Intel(R) XPU Manager Installation Guide
Requirements
Intel GPU driver (GPU Driver Installation Guides). XPU-SMI is included in the GPU driver repository. If you want to use XPU Manager, please uninstall xpu-smi and install XPU Manager.
Intel(R) Graphics Compute Runtime for oneAPI Level Zero (intel-level-zero-gpu and level-zero in package repositories)
Intel(R) Graphics System Controller Firmware Update Library (intel-gsc in package repositories)
Intel(R) Media Driver (intel-media-va-driver-non-free or intel-media in package repositories)
Intel(R) Media SDK Utilities (libmfx-tools or intel-mediasdk-utils in package repositories)
Intel(R) oneVPL GPU Runtime (libmfxgen1 in package repositories)
Intel(R) Metrics Library for MDAPI (intel-metrics-library or libigdml1 in package repositories)
Intel(R) Metrics Discovery Application Programming Interface (intel-metrics-discovery or libmd1 in package repositories)
intel-metrics-library (libigdml1) and intel-metrics-discovery (libmd1) are optional. You may use the parameter like “–force-all” to ignore them when installing Intel(R) XPU Manager.
DEB install on Ubuntu
After adding the repository and installing the required kernel/run-time packages on GPU Driver Installation Guides, you may download the latest installer package from the Github release page and run apt command below to install XPU Manager and the required dependencies.
sudo apt install ./xpumanager.xxxxxxxx.xxxxxx.xxxxxxxx.deb
DEB uninstall
sudo dpkg -r xpumanager
RPM install on RHEL and CentOS Stream
After importing the repository and required kernel/run-time packages on GPU Driver Installation Guides, you may download the latest installer package from the Github release page and run dnf command below to install XPU Manager and the required dependencies.
sudo dnf install xpumanager.xxxxxxxx.xxxxxx.xxxxxxxx.rpm
RPM install on SLES
After importing the repository and required kernel/run-time packages on GPU Driver Installation Guides, you may download the latest installer package from the Github release page and run zypper command below to install XPU Manager and the required dependencies.
sudo zypper install xpumanager.xxxxxxxx.xxxxxx.xxxxxxxx.rpm
Start to use XPU Manager
By default, XPU Manager is installed the folder, /usr/bin, /usr/lib and /usr/lib64. The command line tool is /usr/bin/xpumcli.

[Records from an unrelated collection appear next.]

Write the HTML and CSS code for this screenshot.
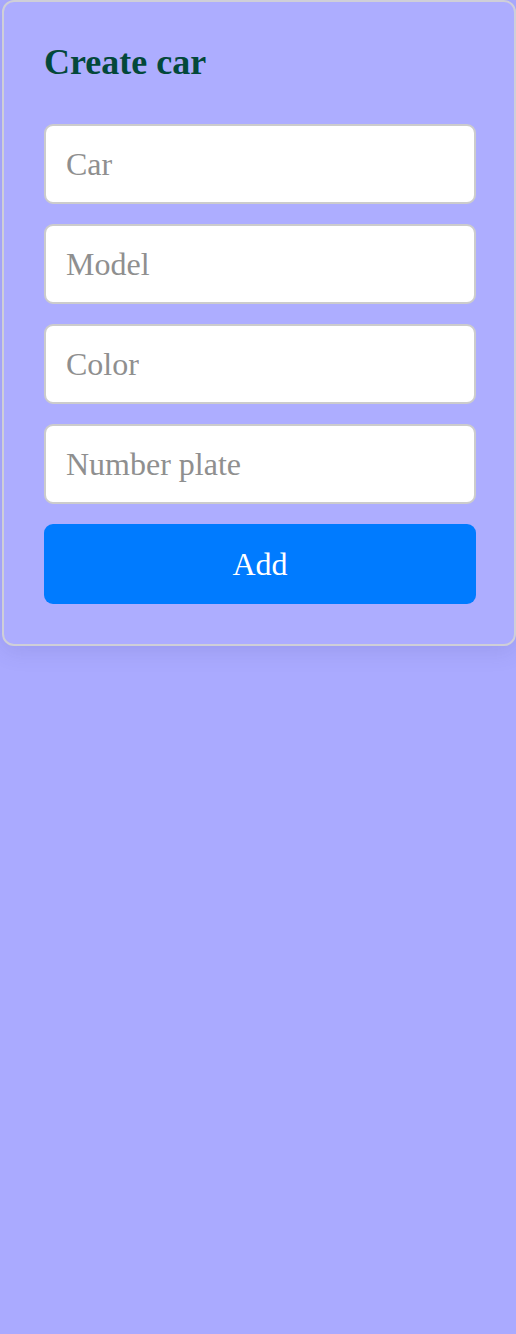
FILE: index.html
```html
<!DOCTYPE html>
<html lang="en">
<head>
<meta charset="utf-8">
<title>Create car</title>
<link rel="stylesheet" href="styles.css">
</head>
<body>
  <form class="card">
    <h2 class="title">Create car</h2>
    <input class="field" type="text" placeholder="Car">
    <input class="field" type="text" placeholder="Model">
    <input class="field" type="text" placeholder="Color">
    <input class="field" type="text" placeholder="Number plate">
    <button class="btn" type="button">Add</button>
  </form>
</body>
</html>
```
FILE: styles.css
```css
html, body {
  margin: 0;
  padding: 0;
  background: #aaaaff;
  overflow-x: hidden;
}
body {
  min-height: 100vh;
  font-family: "Liberation Serif", "Times New Roman", serif;
}
.card {
  box-sizing: border-box;
  margin: 0 0 0 2px;
  width: 514px;
  padding: 40px 38px 40px 40px;
  background: #adadff;
  border: 2px solid #cfcfd8;
  border-radius: 12px;
  box-shadow: 0 6px 22px rgba(60, 60, 120, 0.12);
  display: flex;
  flex-direction: column;
  gap: 20px;
}
.title {
  margin: 0 0 21px;
  font-size: 36px;
  font-weight: bold;
  line-height: 41px;
  color: #03483a;
}
.field {
  box-sizing: border-box;
  height: 80px;
  width: 100%;
  padding: 0 20px;
  border: 2px solid #cccccc;
  border-radius: 9px;
  background: #ffffff;
  font-family: "Liberation Serif", "Times New Roman", serif;
  font-size: 32px;
  color: #333;
  outline: none;
}
.field::placeholder {
  color: #8f8f8f;
}
.btn {
  height: 80px;
  width: 100%;
  border: none;
  border-radius: 9px;
  background: #007bff;
  color: #ffffff;
  font-family: "Liberation Serif", "Times New Roman", serif;
  font-size: 32px;
  cursor: pointer;
}
```
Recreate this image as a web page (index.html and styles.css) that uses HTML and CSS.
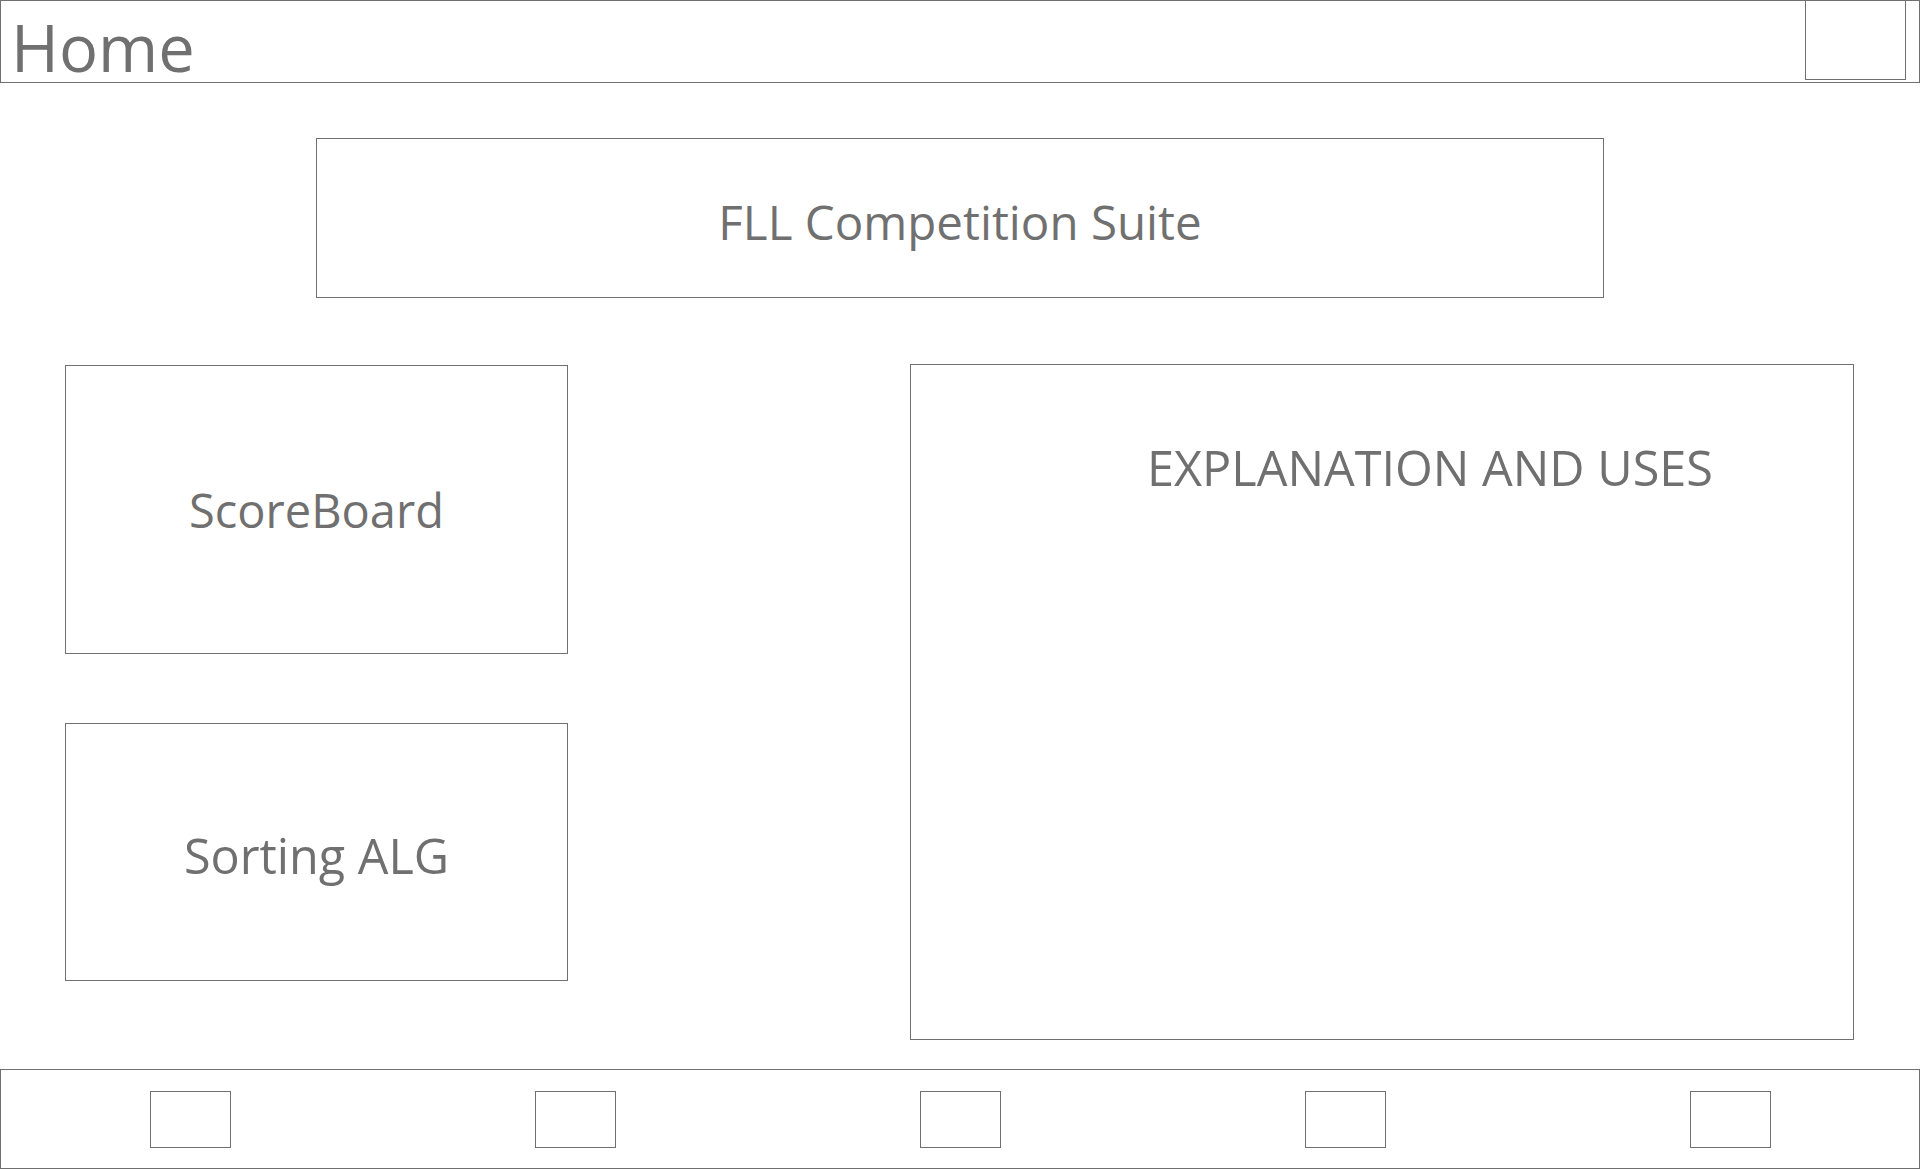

Please refer to “CLI_user_guide.md” for how to use the command line tool.
RPM relocation install
rpm -i --prefix=/usr/local xpumanager.xxxxxxxx.xxxxxx.xxxxxxxx.rpm
You need set the environmental variable LD_LIBRARY_PATH if you change the installation folder.
RPM uninstall
sudo rpm -e xpumanager
How to enable or disable some daemon monitor metrics
By default, XPU Manager has provided as many GPU metrics as possible without changing the system settings. You may follow the steps below to collect more metrics or disable some metrics.
edit file “/lib/systemd/system/xpum.service” or “/etc/systemd/system/xpum.service” in some system. add “-m metric-indexes” to ExecStart. Use “/usr/bin/xpumd -h” to get detailed info.
Sample: ExecStart=/usr/bin/xpumd -p /var/xpum_daemon.pid -d /usr/lib/xpum/dump -m 0,4-38Run command “sudo systemctl daemon-reload”
Run command “sudo systemctl restart xpum”
Metric types:
GPU Utilization (%), GPU active time of the elapsed time, per tile
GPU EU Array Active (%), the normalized sum of all cycles on all EUs that were spent actively executing instructions, per tile (Disabled by default)
GPU EU Array Stall (%), the normalized sum of all cycles on all EUs during which the EUs were stalled. Per tile. At least one thread is loaded, but the EU is stalled, per tile. (Disabled by default)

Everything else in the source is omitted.